— begin DATA SHOWN —

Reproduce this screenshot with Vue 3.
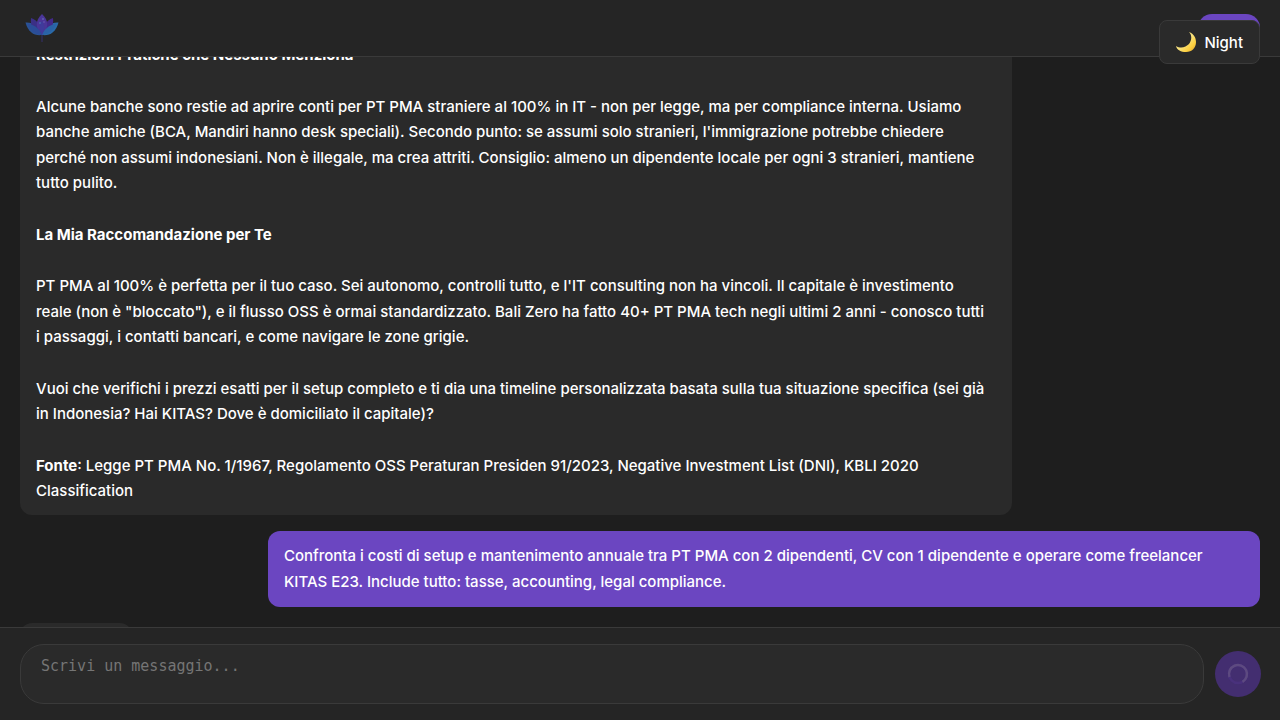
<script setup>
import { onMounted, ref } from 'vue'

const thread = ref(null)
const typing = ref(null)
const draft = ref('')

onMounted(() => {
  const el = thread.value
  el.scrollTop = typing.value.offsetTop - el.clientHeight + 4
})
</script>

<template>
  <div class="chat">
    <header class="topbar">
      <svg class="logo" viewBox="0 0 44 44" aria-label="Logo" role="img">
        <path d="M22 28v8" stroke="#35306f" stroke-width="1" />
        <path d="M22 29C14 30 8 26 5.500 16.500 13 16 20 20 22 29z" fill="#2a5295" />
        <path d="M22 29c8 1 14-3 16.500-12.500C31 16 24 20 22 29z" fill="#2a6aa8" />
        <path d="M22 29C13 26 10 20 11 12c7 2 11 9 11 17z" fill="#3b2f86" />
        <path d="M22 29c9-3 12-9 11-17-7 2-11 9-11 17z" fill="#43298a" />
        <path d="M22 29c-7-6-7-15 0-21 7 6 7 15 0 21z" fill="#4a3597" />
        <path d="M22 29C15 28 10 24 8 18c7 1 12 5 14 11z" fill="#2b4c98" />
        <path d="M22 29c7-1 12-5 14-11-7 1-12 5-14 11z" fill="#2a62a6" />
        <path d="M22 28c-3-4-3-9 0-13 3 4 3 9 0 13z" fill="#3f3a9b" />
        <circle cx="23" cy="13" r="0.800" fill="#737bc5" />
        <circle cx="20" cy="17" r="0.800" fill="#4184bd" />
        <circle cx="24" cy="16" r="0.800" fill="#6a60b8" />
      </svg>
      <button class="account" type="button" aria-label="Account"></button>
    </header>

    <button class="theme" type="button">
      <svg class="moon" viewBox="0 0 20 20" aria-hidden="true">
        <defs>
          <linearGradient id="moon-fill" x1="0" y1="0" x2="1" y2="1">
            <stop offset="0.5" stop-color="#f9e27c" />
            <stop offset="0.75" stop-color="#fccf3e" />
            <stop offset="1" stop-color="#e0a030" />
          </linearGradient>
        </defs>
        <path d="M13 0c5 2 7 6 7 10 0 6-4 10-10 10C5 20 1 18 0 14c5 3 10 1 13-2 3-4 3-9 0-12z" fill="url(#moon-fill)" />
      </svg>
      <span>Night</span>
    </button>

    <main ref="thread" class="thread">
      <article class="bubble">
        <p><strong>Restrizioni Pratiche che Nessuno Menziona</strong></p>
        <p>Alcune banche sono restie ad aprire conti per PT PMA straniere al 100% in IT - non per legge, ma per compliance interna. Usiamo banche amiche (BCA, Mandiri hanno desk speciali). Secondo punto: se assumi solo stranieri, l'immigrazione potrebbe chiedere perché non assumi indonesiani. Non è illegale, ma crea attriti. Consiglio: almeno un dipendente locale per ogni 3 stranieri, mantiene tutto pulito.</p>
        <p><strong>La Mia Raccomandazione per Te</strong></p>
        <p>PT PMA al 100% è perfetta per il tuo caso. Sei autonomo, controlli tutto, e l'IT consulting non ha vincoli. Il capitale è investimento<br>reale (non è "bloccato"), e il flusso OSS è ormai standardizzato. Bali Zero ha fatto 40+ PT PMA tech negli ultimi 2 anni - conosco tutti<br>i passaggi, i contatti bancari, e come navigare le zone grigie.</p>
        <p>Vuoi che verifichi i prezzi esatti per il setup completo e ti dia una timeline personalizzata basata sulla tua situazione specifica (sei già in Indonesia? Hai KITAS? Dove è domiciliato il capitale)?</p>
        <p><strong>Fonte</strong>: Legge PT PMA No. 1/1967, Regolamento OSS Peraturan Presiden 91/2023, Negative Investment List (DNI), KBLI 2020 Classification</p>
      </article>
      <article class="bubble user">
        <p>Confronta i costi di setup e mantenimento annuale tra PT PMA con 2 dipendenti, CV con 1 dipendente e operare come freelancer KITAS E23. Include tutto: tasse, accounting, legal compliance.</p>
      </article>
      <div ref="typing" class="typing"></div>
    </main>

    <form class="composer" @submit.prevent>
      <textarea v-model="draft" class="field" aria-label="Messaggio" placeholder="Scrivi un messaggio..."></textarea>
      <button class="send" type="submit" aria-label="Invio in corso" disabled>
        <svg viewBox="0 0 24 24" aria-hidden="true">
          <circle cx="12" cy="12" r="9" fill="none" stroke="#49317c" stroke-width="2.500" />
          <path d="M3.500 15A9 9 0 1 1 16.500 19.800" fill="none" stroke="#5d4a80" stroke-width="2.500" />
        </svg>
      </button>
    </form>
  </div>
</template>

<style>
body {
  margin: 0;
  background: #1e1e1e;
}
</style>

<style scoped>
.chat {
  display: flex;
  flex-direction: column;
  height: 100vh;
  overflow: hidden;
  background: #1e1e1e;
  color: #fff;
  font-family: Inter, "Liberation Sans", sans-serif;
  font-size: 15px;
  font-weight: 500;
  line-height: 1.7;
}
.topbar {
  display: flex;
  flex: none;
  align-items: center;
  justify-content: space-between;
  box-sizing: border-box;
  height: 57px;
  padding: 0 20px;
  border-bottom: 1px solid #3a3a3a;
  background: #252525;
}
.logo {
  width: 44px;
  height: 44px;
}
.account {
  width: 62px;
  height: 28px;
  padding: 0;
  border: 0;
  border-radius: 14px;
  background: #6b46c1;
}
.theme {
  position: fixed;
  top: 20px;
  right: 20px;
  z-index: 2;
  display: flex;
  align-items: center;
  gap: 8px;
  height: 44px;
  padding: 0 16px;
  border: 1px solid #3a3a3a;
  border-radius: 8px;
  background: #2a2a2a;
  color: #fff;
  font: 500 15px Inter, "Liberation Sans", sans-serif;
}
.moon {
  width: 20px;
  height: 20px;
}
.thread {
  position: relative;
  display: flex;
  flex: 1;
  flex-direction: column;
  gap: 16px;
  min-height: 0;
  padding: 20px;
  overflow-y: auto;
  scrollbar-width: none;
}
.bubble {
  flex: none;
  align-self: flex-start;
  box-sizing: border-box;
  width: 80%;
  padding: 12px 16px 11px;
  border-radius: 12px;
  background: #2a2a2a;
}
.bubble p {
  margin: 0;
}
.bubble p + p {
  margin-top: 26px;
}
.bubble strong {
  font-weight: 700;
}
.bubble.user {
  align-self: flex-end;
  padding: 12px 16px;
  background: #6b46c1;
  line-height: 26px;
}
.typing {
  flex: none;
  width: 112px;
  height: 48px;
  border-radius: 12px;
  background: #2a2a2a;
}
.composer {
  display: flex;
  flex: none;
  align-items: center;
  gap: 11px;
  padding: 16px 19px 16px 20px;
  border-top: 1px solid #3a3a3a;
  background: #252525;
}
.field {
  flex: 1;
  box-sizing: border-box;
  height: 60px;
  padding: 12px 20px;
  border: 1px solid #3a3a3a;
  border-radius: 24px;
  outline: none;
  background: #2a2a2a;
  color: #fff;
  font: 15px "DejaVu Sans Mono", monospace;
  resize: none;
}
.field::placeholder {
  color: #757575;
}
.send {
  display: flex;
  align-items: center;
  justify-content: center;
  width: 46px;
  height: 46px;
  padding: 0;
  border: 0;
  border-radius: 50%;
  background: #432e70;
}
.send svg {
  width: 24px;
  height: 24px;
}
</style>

— end DATA SHOWN —

- TASK STATEMENT
Strip out the pictures and quote the remaining data word for word.

- RESPONSE
Reproduce this screenshot with Vue 3.
<script setup>
import { onMounted, ref } from 'vue'

const thread = ref(null)
const typing = ref(null)
const draft = ref('')

onMounted(() => {
  const el = thread.value
  el.scrollTop = typing.value.offsetTop - el.clientHeight + 4
})
</script>

<template>
  <div class="chat">
    <header class="topbar">
      <svg class="logo" viewBox="0 0 44 44" aria-label="Logo" role="img">
        <path d="M22 28v8" stroke="#35306f" stroke-width="1" />
        <path d="M22 29C14 30 8 26 5.500 16.500 13 16 20 20 22 29z" fill="#2a5295" />
        <path d="M22 29c8 1 14-3 16.500-12.500C31 16 24 20 22 29z" fill="#2a6aa8" />
        <path d="M22 29C13 26 10 20 11 12c7 2 11 9 11 17z" fill="#3b2f86" />
        <path d="M22 29c9-3 12-9 11-17-7 2-11 9-11 17z" fill="#43298a" />
        <path d="M22 29c-7-6-7-15 0-21 7 6 7 15 0 21z" fill="#4a3597" />
        <path d="M22 29C15 28 10 24 8 18c7 1 12 5 14 11z" fill="#2b4c98" />
        <path d="M22 29c7-1 12-5 14-11-7 1-12 5-14 11z" fill="#2a62a6" />
        <path d="M22 28c-3-4-3-9 0-13 3 4 3 9 0 13z" fill="#3f3a9b" />
        <circle cx="23" cy="13" r="0.800" fill="#737bc5" />
        <circle cx="20" cy="17" r="0.800" fill="#4184bd" />
        <circle cx="24" cy="16" r="0.800" fill="#6a60b8" />
      </svg>
      <button class="account" type="button" aria-label="Account"></button>
    </header>

    <button class="theme" type="button">
      <svg class="moon" viewBox="0 0 20 20" aria-hidden="true">
        <defs>
          <linearGradient id="moon-fill" x1="0" y1="0" x2="1" y2="1">
            <stop offset="0.5" stop-color="#f9e27c" />
            <stop offset="0.75" stop-color="#fccf3e" />
            <stop offset="1" stop-color="#e0a030" />
          </linearGradient>
        </defs>
        <path d="M13 0c5 2 7 6 7 10 0 6-4 10-10 10C5 20 1 18 0 14c5 3 10 1 13-2 3-4 3-9 0-12z" fill="url(#moon-fill)" />
      </svg>
      <span>Night</span>
    </button>

    <main ref="thread" class="thread">
      <article class="bubble">
        <p><strong>Restrizioni Pratiche che Nessuno Menziona</strong></p>
        <p>Alcune banche sono restie ad aprire conti per PT PMA straniere al 100% in IT - non per legge, ma per compliance interna. Usiamo banche amiche (BCA, Mandiri hanno desk speciali). Secondo punto: se assumi solo stranieri, l'immigrazione potrebbe chiedere perché non assumi indonesiani. Non è illegale, ma crea attriti. Consiglio: almeno un dipendente locale per ogni 3 stranieri, mantiene tutto pulito.</p>
        <p><strong>La Mia Raccomandazione per Te</strong></p>
        <p>PT PMA al 100% è perfetta per il tuo caso. Sei autonomo, controlli tutto, e l'IT consulting non ha vincoli. Il capitale è investimento<br>reale (non è "bloccato"), e il flusso OSS è ormai standardizzato. Bali Zero ha fatto 40+ PT PMA tech negli ultimi 2 anni - conosco tutti<br>i passaggi, i contatti bancari, e come navigare le zone grigie.</p>
        <p>Vuoi che verifichi i prezzi esatti per il setup completo e ti dia una timeline personalizzata basata sulla tua situazione specifica (sei già in Indonesia? Hai KITAS? Dove è domiciliato il capitale)?</p>
        <p><strong>Fonte</strong>: Legge PT PMA No. 1/1967, Regolamento OSS Peraturan Presiden 91/2023, Negative Investment List (DNI), KBLI 2020 Classification</p>
      </article>
      <article class="bubble user">
        <p>Confronta i costi di setup e mantenimento annuale tra PT PMA con 2 dipendenti, CV con 1 dipendente e operare come freelancer KITAS E23. Include tutto: tasse, accounting, legal compliance.</p>
      </article>
      <div ref="typing" class="typing"></div>
    </main>

    <form class="composer" @submit.prevent>
      <textarea v-model="draft" class="field" aria-label="Messaggio" placeholder="Scrivi un messaggio..."></textarea>
      <button class="send" type="submit" aria-label="Invio in corso" disabled>
        <svg viewBox="0 0 24 24" aria-hidden="true">
          <circle cx="12" cy="12" r="9" fill="none" stroke="#49317c" stroke-width="2.500" />
          <path d="M3.500 15A9 9 0 1 1 16.500 19.800" fill="none" stroke="#5d4a80" stroke-width="2.500" />
        </svg>
      </button>
    </form>
  </div>
</template>

<style>
body {
  margin: 0;
  background: #1e1e1e;
}
</style>

<style scoped>
.chat {
  display: flex;
  flex-direction: column;
  height: 100vh;
  overflow: hidden;
  background: #1e1e1e;
  color: #fff;
  font-family: Inter, "Liberation Sans", sans-serif;
  font-size: 15px;
  font-weight: 500;
  line-height: 1.7;
}
.topbar {
  display: flex;
  flex: none;
  align-items: center;
  justify-content: space-between;
  box-sizing: border-box;
  height: 57px;
  padding: 0 20px;
  border-bottom: 1px solid #3a3a3a;
  background: #252525;
}
.logo {
  width: 44px;
  height: 44px;
}
.account {
  width: 62px;
  height: 28px;
  padding: 0;
  border: 0;
  border-radius: 14px;
  background: #6b46c1;
}
.theme {
  position: fixed;
  top: 20px;
  right: 20px;
  z-index: 2;
  display: flex;
  align-items: center;
  gap: 8px;
  height: 44px;
  padding: 0 16px;
  border: 1px solid #3a3a3a;
  border-radius: 8px;
  background: #2a2a2a;
  color: #fff;
  font: 500 15px Inter, "Liberation Sans", sans-serif;
}
.moon {
  width: 20px;
  height: 20px;
}
.thread {
  position: relative;
  display: flex;
  flex: 1;
  flex-direction: column;
  gap: 16px;
  min-height: 0;
  padding: 20px;
  overflow-y: auto;
  scrollbar-width: none;
}
.bubble {
  flex: none;
  align-self: flex-start;
  box-sizing: border-box;
  width: 80%;
  padding: 12px 16px 11px;
  border-radius: 12px;
  background: #2a2a2a;
}
.bubble p {
  margin: 0;
}
.bubble p + p {
  margin-top: 26px;
}
.bubble strong {
  font-weight: 700;
}
.bubble.user {
  align-self: flex-end;
  padding: 12px 16px;
  background: #6b46c1;
  line-height: 26px;
}
.typing {
  flex: none;
  width: 112px;
  height: 48px;
  border-radius: 12px;
  background: #2a2a2a;
}
.composer {
  display: flex;
  flex: none;
  align-items: center;
  gap: 11px;
  padding: 16px 19px 16px 20px;
  border-top: 1px solid #3a3a3a;
  background: #252525;
}
.field {
  flex: 1;
  box-sizing: border-box;
  height: 60px;
  padding: 12px 20px;
  border: 1px solid #3a3a3a;
  border-radius: 24px;
  outline: none;
  background: #2a2a2a;
  color: #fff;
  font: 15px "DejaVu Sans Mono", monospace;
  resize: none;
}
.field::placeholder {
  color: #757575;
}
.send {
  display: flex;
  align-items: center;
  justify-content: center;
  width: 46px;
  height: 46px;
  padding: 0;
  border: 0;
  border-radius: 50%;
  background: #432e70;
}
.send svg {
  width: 24px;
  height: 24px;
}
</style>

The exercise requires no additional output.